Paper No. 209-10
Presentation Time: 11:15 AM
QUANTIFYING REGIONAL TEMPERATURE RESPONSES TO GLACIAL AND DEGLACIAL CLIMATE FORCINGS THROUGH APPLICATION OF CLUMPED ISOTOPE THERMOMETRY TO SHELL AND SEDIMENTARY CARBONATES IN LAKE-SHORELINE AND WETLAND DEPOSITS IN THE SOUTHERN BASIN AND RANGE
The last Deglacial interval was marked by major perturbations to the global climate system as atmospheric temperatures and CO2 concentrations soared to near-modern levels by the early Holocene. Several discharges of freshwater into the North Atlantic from the melting and collapse of continental ice sheets produced large changes in ocean circulation and sea-surface temperatures in the North Atlantic, leading to abrupt- and millennial-scale fluctuations in air temperature.

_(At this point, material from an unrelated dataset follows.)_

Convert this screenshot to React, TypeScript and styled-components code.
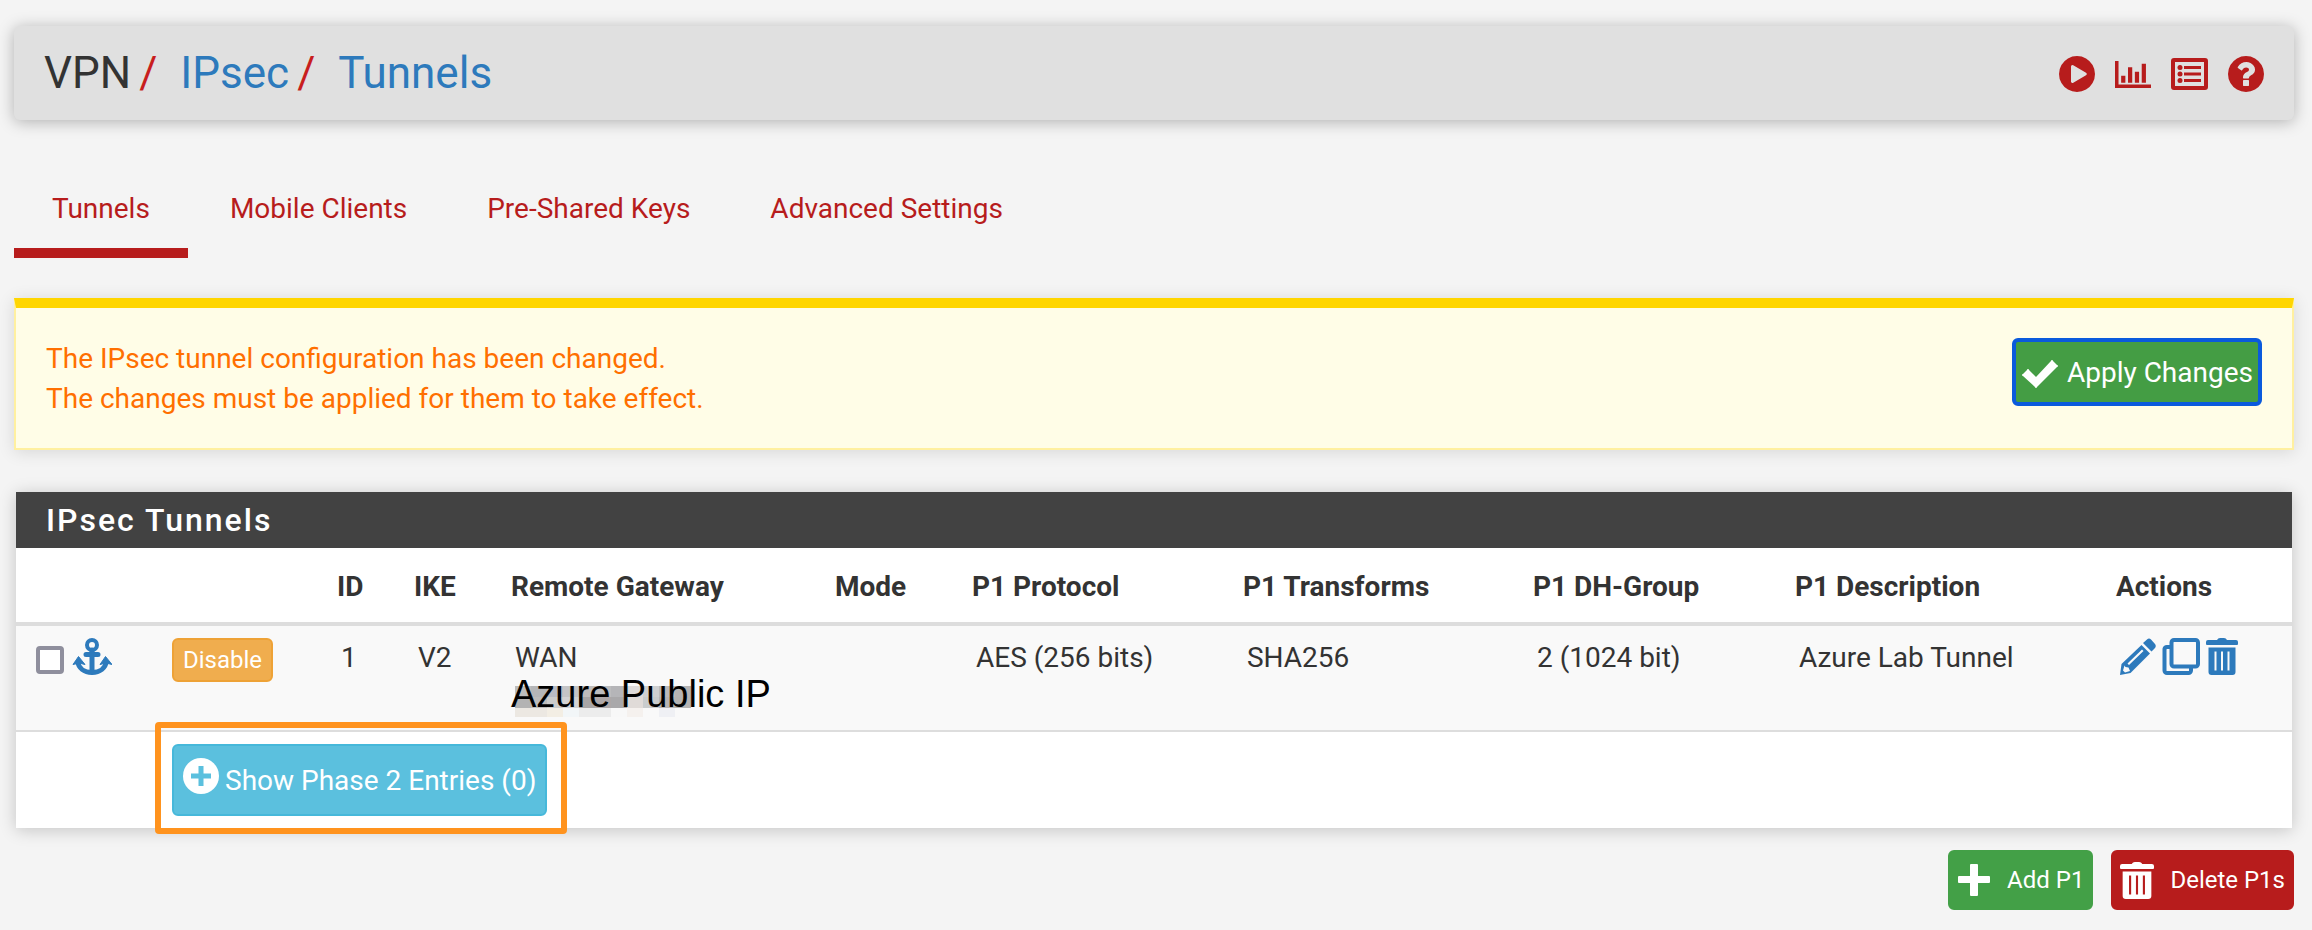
import React from "react";
import styled, { createGlobalStyle } from "styled-components";

const color = {
  page: "#f4f4f4",
  bar: "#e0e0e0",
  red: "#b71c1c",
  link: "#2d7abc",
  text: "#333333",
  line: "#dddddd",
};

const GlobalStyle = createGlobalStyle`
  * { box-sizing: border-box; }
  body {
    margin: 0;
    background: ${color.page};
    color: ${color.text};
    font-family: Roboto, "Liberation Sans", sans-serif;
    font-size: 28px;
    line-height: 40px;
  }
  a { color: inherit; text-decoration: none; }
  svg { display: block; flex: none; }
`;

const Page = styled.div`
  padding: 26px 18px 20px 14px;
`;

const TitleBar = styled.header`
  display: flex;
  align-items: center;
  justify-content: space-between;
  min-height: 94px;
  padding: 0 30px;
  border-radius: 6px;
  background: ${color.bar};
  box-shadow: 0 2px 16px rgba(0, 0, 0, 0.28);
`;

const Breadcrumb = styled.h1`
  display: flex;
  margin: 0;
  font-size: 44px;
  line-height: 52px;
  font-weight: 400;
`;

const Crumb = styled.span`
  & + &::before {
    content: "/";
    margin: 0 23px 0 8px;
    color: #c81e1e;
  }
`;

const CrumbLink = styled.a`
  color: ${color.link};
`;

const TitleIcons = styled.nav`
  display: flex;
  align-items: center;
  gap: 20px;
  padding-top: 2px;
  color: ${color.red};
`;

const Tabs = styled.nav`
  display: flex;
  flex-wrap: wrap;
  gap: 4px;
  margin: 48px 0 40px;
`;

const Tab = styled.a<{ $active?: boolean }>`
  padding: 21px 38px 19px;
  border-bottom: 10px solid ${(p) => (p.$active ? color.red : "transparent")};
  color: ${color.red};
`;

const Alert = styled.section`
  display: flex;
  align-items: flex-start;
  justify-content: space-between;
  padding: 30px;
  border: 2px solid #fff0a0;
  border-top: 10px solid #ffd600;
  background: #fffde7;
  box-shadow: 0 2px 16px rgba(0, 0, 0, 0.12);
  color: #ff6f00;
`;

const AlertText = styled.p`
  margin: 0;
  padding-top: 1px;
  margin-bottom: -1px;
`;

const variants = {
  success: { bg: "#43a047", border: "#43a047" },
  focused: { bg: "#449d44", border: "#0a5adc" },
  danger: { bg: "#b71c1c", border: "#b71c1c" },
  warning: { bg: "#f0ad4e", border: "#eea236" },
  info: { bg: "#5bc0de", border: "#46b8da" },
};

const sizes = {
  small: { height: 44, top: 0, pad: 9, font: 24, gap: 0 },
  medium: { height: 60, top: 0, pad: 7, font: 24, gap: 16 },
  large: { height: 68, top: 2, pad: 5, font: 28, gap: 8 },
  wide: { height: 72, top: 2, pad: 9, font: 28, gap: 6 },
};

const Button = styled.button<{
  $variant: keyof typeof variants;
  $size: keyof typeof sizes;
}>`
  display: inline-flex;
  align-items: center;
  gap: ${(p) => sizes[p.$size].gap}px;
  height: ${(p) => sizes[p.$size].height}px;
  padding: ${(p) => sizes[p.$size].top}px ${(p) => sizes[p.$size].pad}px 0;
  border: ${(p) => (p.$variant === "focused" ? 4 : 2)}px solid
    ${(p) => variants[p.$variant].border};
  border-radius: 6px;
  background: ${(p) => variants[p.$variant].bg};
  color: #ffffff;
  font: inherit;
  font-size: ${(p) => sizes[p.$size].font}px;
  white-space: nowrap;
  cursor: pointer;
`;

const Panel = styled.section`
  margin: 42px 2px 0;
  background: #ffffff;
  box-shadow: 0 2px 16px rgba(0, 0, 0, 0.2);
`;

const PanelTitle = styled.h2`
  margin: 0;
  padding: 8px 30px;
  background: #424242;
  color: #ffffff;
  font-size: 32px;
  line-height: 40px;
  font-weight: 500;
  letter-spacing: 2px;
`;

const Table = styled.table`
  width: 100%;
  border-collapse: separate;
  border-spacing: 0;
  table-layout: fixed;
`;

const Col = styled.col<{ $share: number }>`
  width: ${(p) => p.$share}%;
`;

const HeadCell = styled.th`
  padding: 19px 0 15px 6px;
  border-bottom: 4px solid ${color.line};
  text-align: left;
  font-weight: 700;
  white-space: nowrap;
`;

const Cell = styled.td`
  padding: 12px 0 12px 10px;
  vertical-align: top;
  white-space: nowrap;
  background: #f9f9f9;
`;

const DetailCell = styled(Cell)`
  border-top: 2px solid ${color.line};
  background: #ffffff;
`;

const SelectBox = styled.div`
  display: flex;
  align-items: flex-start;
  gap: 8px;
  padding-left: 10px;
  color: ${color.link};
`;

const CheckBox = styled.input`
  appearance: none;
  width: 28px;
  height: 28px;
  margin: 8px 0 0;
  border: 4px solid #8f8f9d;
  border-radius: 4px;
  background: #ffffff;
`;

const Actions = styled.div`
  display: flex;
  gap: 6px;
  color: ${color.link};
`;

const GatewayNote = styled.div`
  position: relative;
  margin: 0 0 8px -4px;
  color: #000000;
  font-family: "Liberation Sans", Arial, sans-serif;
  font-size: 38px;
  line-height: 32px;
`;

const NoteText = styled.span`
  position: relative;
`;

const Redaction = styled.svg`
  position: absolute;
  left: 4px;
  top: 8px;
`;

const HighlightAnchor = styled.div`
  position: relative;
  display: inline-flex;
  vertical-align: top;
`;

const Highlight = styled.div`
  position: absolute;
  inset: -22px -20px -18px -17px;
  border: 6px solid #ff931e;
  border-radius: 4px;
  pointer-events: none;
`;

const FooterActions = styled.div`
  display: flex;
  justify-content: flex-end;
  gap: 18px;
  margin-top: 22px;
`;

const PlayIcon = () => (
  <svg width="36" height="36" viewBox="128 128 1536 1536" fill="currentColor">
    <path d="M896 128q209 0 385.500 103t279.500 279.500 103 385.500-103 385.500-279.500 279.500-385.500 103-385.500-103-279.500-279.500-103-385.500 103-385.500 279.500-279.500 385.500-103zm384 823q32-18 32-55t-32-55l-544-320q-31-19-64-1-32 19-32 55v640q0 36 32 55 16 8 32 8 17 0 32-9z" />
  </svg>
);

const ChartIcon = () => (
  <svg width="36" height="27" viewBox="0 128 2048 1536" fill="currentColor">
    <path d="M0 128h200v1336h1848v200H0z M350 960h240v400H350z M740 480h240v880H740z M1130 740h240v620h-240z M1520 280h240v1080h-240z" />
  </svg>
);

const ListIcon = () => (
  <svg width="37" height="32" viewBox="0 0 37 32" fill="currentColor">
    <path
      fillRule="evenodd"
      d="M3 0h31a3 3 0 0 1 3 3v26a3 3 0 0 1-3 3H3a3 3 0 0 1-3-3V3a3 3 0 0 1 3-3zM4 4v24h29V4z"
    />
    <circle cx="9" cy="9.500" r="2.500" />
    <circle cx="9" cy="16" r="2.500" />
    <circle cx="9" cy="22.500" r="2.500" />
    <path d="M13 8h17v3H13zM13 14.500h17v3H13zM13 21h17v3H13z" />
  </svg>
);

const HelpIcon = () => (
  <svg width="36" height="36" viewBox="128 128 1536 1536" fill="currentColor">
    <path d="M1024 1376v-192q0-14-9-23t-23-9h-192q-14 0-23 9t-9 23v192q0 14 9 23t23 9h192q14 0 23-9t9-23zm256-672q0-88-55.500-163t-138.500-116-170-41q-243 0-371 213-15 24 8 42l132 100q7 6 19 6 16 0 25-12 53-68 86-92 34-24 86-24 48 0 85.500 26t37.500 59q0 38-20 61t-68 45q-63 28-115.500 86.500t-52.500 125.500v36q0 14 9 23t23 9h192q14 0 23-9t9-23q0-19 21.500-49.500t54.500-49.500q32-18 49-28.500t46-35 44.500-48 28-60.500 12.500-81zm384 192q0 209-103 385.500t-279.500 279.500-385.500 103-385.500-103-279.500-279.500-103-385.500 103-385.500 279.500-279.500 385.500-103 385.500 103 279.500 279.500 103 385.500z" />
  </svg>
);

const CheckIcon = () => (
  <svg width="38" height="40" viewBox="0 0 38 40" fill="currentColor">
    <path d="M2 21l4-4a1 1 0 0 1 2 0l7 7L30 8a1 1 0 0 1 2 0l4 4a1 1 0 0 1 0 2L16 34a1 1 0 0 1-2 0L2 23a1 1 0 0 1 0-2z" />
  </svg>
);

const AnchorIcon = () => (
  <svg width="40" height="37" viewBox="0 0 40 37" fill="none" stroke="currentColor">
    <circle cx="20" cy="7" r="5" strokeWidth="4" />
    <path d="M20 12v22M14 16.500h12" strokeWidth="5" strokeLinecap="round" />
    <path d="M5.500 23c1 7 6.500 11.500 14.500 11.500S33.500 30 34.500 23" strokeWidth="5" />
    <path
      d="M6.500 18.500l6.500 8-6-1.500-6 1.500zM33.500 18.500l6.500 8-6-1.500-6 1.500z"
      fill="currentColor"
      strokeWidth="1"
      strokeLinejoin="round"
    />
  </svg>
);

const PencilIcon = () => (
  <svg width="36" height="37" viewBox="0 0 36 37" fill="currentColor">
    <path d="M27 1.500q2-2 4 0l4 4.500q1.500 2 0 4l-3.500 3.500-8.500-8.500z" />
    <path
      fillRule="evenodd"
      d="M21.500 7L30 15.500 10.500 35 0 37l1.500-11zM22 11.500L7.500 25.500l1.500 1.500 14.500-14zM4.500 27.500l-1.500 5 2 2 5-1.500-1.500-3.500-3-.5z"
    />
  </svg>
);

const CloneIcon = () => (
  <svg width="38" height="37" viewBox="0 0 38 37" fill="none" stroke="currentColor" strokeWidth="4">
    <rect x="9.500" y="2" width="26.500" height="26.500" rx="2.500" />
    <path d="M9.500 9H5A2.500 2.500 0 0 0 2.500 11v21.500A2.500 2.500 0 0 0 5 35h21.500A2.500 2.500 0 0 0 29 32.500v-4" />
  </svg>
);

const TrashIcon = ({ wide }: { wide?: boolean }) => (
  <svg width={wide ? 34 : 32} height="37" viewBox="0 0 32 37" preserveAspectRatio="none" fill="currentColor">
    <path d="M11 2q1-2 3-2h4q2 0 3 2h9q2 0 2 2v2q0 1-1 1H1q-1 0-1-1V4q0-2 2-2z" />
    <path
      fillRule="evenodd"
      d="M2.500 9.500h27V34q0 3-3 3h-21q-3 0-3-3zM8.500 13.500v19h2v-19zM15 13.500v19h2v-19zM21.500 13.500v19h2v-19z"
    />
  </svg>
);

const PlusIcon = () => (
  <svg width="34" height="34" viewBox="0 0 34 34" fill="currentColor">
    <path d="M14 1h6q1 0 1 1v11h11q1 0 1 1v5q0 1-1 1H21v12q0 1-1 1h-6q-1 0-1-1V20H2q-1 0-1-1v-5q0-1 1-1h11V2q0-1 1-1z" />
  </svg>
);

const PlusCircleIcon = () => (
  <svg width="36" height="46" viewBox="0 0 36 46">
    <circle cx="18" cy="18" r="18" fill="currentColor" />
    <path d="M18 8v20M8 18h20" stroke="#5bc0de" strokeWidth="5" />
  </svg>
);

const mosaic = [
  ["#bdbdbd", "#b5b6b8", "#b9bcc4", "#c4c4c6", "#bfbcbb", "#bcbcbd", "#b5b5b8", "#dedbda", "#cfd0d1", "#bcbaba", "#b6b4b4"],
  ["#b3b3b3", "#bdbcbb", "#cbcccb", "#d2d2d4", "#a9a6a6", "#ada7a7", "#a9a8aa", "#e0dbd8", "#c9cccd", "#b7b4b3", "#b4b3b2"],
  ["#ece8e2", "#ece8e2", "#f3eee4", "#f2f6f8", "#ececec", "#ececec", "#f8f8f8", "#f5f1ee", "#f9f9f9", "#eff0f4", "#f9f9f9"],
];

const columns = [
  { title: "", width: 146 },
  { title: "", width: 169 },
  { title: "ID", width: 77 },
  { title: "IKE", width: 97 },
  { title: "Remote Gateway", width: 324 },
  { title: "Mode", width: 137 },
  { title: "P1 Protocol", width: 271 },
  { title: "P1 Transforms", width: 290 },
  { title: "P1 DH-Group", width: 262 },
  { title: "P1 Description", width: 321 },
  { title: "Actions", width: 182 },
];
const totalWidth = columns.reduce((sum, c) => sum + c.width, 0);

export default function App() {
  return (
    <>
      <GlobalStyle />
      <Page>
        <TitleBar>
          <Breadcrumb>
            <Crumb>VPN</Crumb>
            <Crumb>
              <CrumbLink href="#ipsec">IPsec</CrumbLink>
            </Crumb>
            <Crumb>
              <CrumbLink href="#tunnels">Tunnels</CrumbLink>
            </Crumb>
          </Breadcrumb>
          <TitleIcons>
            <a href="#start" aria-label="Start service"><PlayIcon /></a>
            <a href="#status" aria-label="Status"><ChartIcon /></a>
            <a href="#logs" aria-label="Logs"><ListIcon /></a>
            <a href="#help" aria-label="Help"><HelpIcon /></a>
          </TitleIcons>
        </TitleBar>

        <Tabs>
          <Tab href="#tunnels" $active>Tunnels</Tab>
          <Tab href="#mobile">Mobile Clients</Tab>
          <Tab href="#keys">Pre-Shared Keys</Tab>
          <Tab href="#advanced">Advanced Settings</Tab>
        </Tabs>

        <Alert>
          <AlertText>
            The IPsec tunnel configuration has been changed.
            <br />
            The changes must be applied for them to take effect.
          </AlertText>
          <Button $variant="focused" $size="large">
            <CheckIcon />
            Apply Changes
          </Button>
        </Alert>

        <Panel>
          <PanelTitle>IPsec Tunnels</PanelTitle>
          <Table>
            <colgroup>
              {columns.map((c, i) => (
                <Col key={i} $share={(c.width / totalWidth) * 100} />
              ))}
            </colgroup>
            <thead>
              <tr>
                {columns.map((c, i) => (
                  <HeadCell key={i}>{c.title}</HeadCell>
                ))}
              </tr>
            </thead>
            <tbody>
              <tr>
                <Cell>
                  <SelectBox>
                    <CheckBox type="checkbox" aria-label="Select tunnel 1" />
                    <AnchorIcon />
                  </SelectBox>
                </Cell>
                <Cell>
                  <Button $variant="warning" $size="small">Disable</Button>
                </Cell>
                <Cell>1</Cell>
                <Cell>V2</Cell>
                <Cell>
                  WAN
                  <GatewayNote>
                    <Redaction width="176" height="31" viewBox="0 0 176 31" shapeRendering="crispEdges">
                      {mosaic.map((row, y) =>
                        row.map((fill, x) => (
                          <rect key={`${x}-${y}`} x={x * 16} y={y * 11} width="16" height={y === 2 ? 9 : 11} fill={fill} />
                        ))
                      )}
                    </Redaction>
                    <NoteText>Azure Public IP</NoteText>
                  </GatewayNote>
                </Cell>
                <Cell />
                <Cell>AES (256 bits)</Cell>
                <Cell>SHA256</Cell>
                <Cell>2 (1024 bit)</Cell>
                <Cell>Azure Lab Tunnel</Cell>
                <Cell>
                  <Actions>
                    <a href="#edit" aria-label="Edit"><PencilIcon /></a>
                    <a href="#clone" aria-label="Copy"><CloneIcon /></a>
                    <a href="#delete" aria-label="Delete"><TrashIcon /></a>
                  </Actions>
                </Cell>
              </tr>
              <tr>
                <DetailCell />
                <DetailCell colSpan={10}>
                  <HighlightAnchor>
                    <Button $variant="info" $size="wide">
                      <PlusCircleIcon />
                      Show Phase 2 Entries (0)
                    </Button>
                    <Highlight />
                  </HighlightAnchor>
                </DetailCell>
              </tr>
            </tbody>
          </Table>
        </Panel>

        <FooterActions>
          <Button $variant="success" $size="medium">
            <PlusIcon />
            Add P1
          </Button>
          <Button $variant="danger" $size="medium">
            <TrashIcon wide />
            Delete P1s
          </Button>
        </FooterActions>
      </Page>
    </>
  );
}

Although the timing and amount of these changes have been quantified from offshore proxy records at low latitudes, and ice core records at high latitudes, very little data have been gathered from continental interior regions. Ancient shoreline and wetland deposits in the southern Basin and Range reveal the tremendous magnitude of hydrologic changes that occurred during major humid intervals in the past, but the relative roles of temperature and precipitation remain poorly constrained. However, such information is of paramount importance to calibrating and improving forward-run climate models, otherwise reliant on paleotemperature estimates inferred from biological proxies. To fill this critical knowledge gap and complement recent reconstructions for other regions and time periods, we present clumped isotope paleotemperature estimates from gastropod shells and sedimentary carbonates in fossil shoreline and wetland deposits in the southeastern Basin and Range.